Jee, an astronomer at The Johns Hopkins University in Baltimore, notes that at first he didn't believe his results. His team was mapping the distribution of dark matter in the galaxy cluster, dubbed CL0024+17, using the Hubble Space Telescope's Advanced Camera for Surveys. When the team saw the ring in the data, members suspected it came from flaws in a computer program they'd used. "We spent nearly a year searching for the cause of the problem," Jee says. The more the group tried to remove the ring, the more distinctly it showed up.
Then the group came across an earlier study of the cluster indicating that 1 billion to 2 billion years ago the collection of galaxies collided with another galaxy cluster. The team realized it was viewing the remnants of the collision end-on. The dark-matter ring was, in effect, a ripple expanding out from the collision.
Last year, Dr. Clowe and colleagues reported the first direct evidence for dark matter in another cluster that had endured a collision. But in terms of testing alternative ideas on missing mass, it provided only half a loaf, he explains. The collision had stripped the cluster of its hot gas, so the dark matter was decoupled from that batch of luminous matter – which accounts for most of a cluster's luminous mass. But the dark matter still appeared to be associated with the galaxies in the cluster. Jee's team apparently has found dark matter that has been fully pushed out of the nest.

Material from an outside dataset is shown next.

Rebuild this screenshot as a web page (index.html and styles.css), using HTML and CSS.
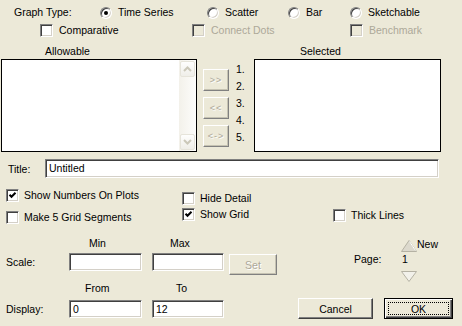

The findings are controversial, notes Cal Tech astronomer Richard Massey, who this year published a map of dark matter embracing some 500,000 galaxies. The latest measurements come from only one instrument; other studies combine optical images with data taken at other wavelengths. Moreover, "the signal is very weak. Some people are not yet convinced it's more than an artifact," he notes.
Follow-up studies may have to await the launch of the James Webb Space Telescope, slated for 2013. The Hubble camera Jee's team used blew a fuse and ceased operation in January, and it's not clear whether a space shuttle mission can repair it.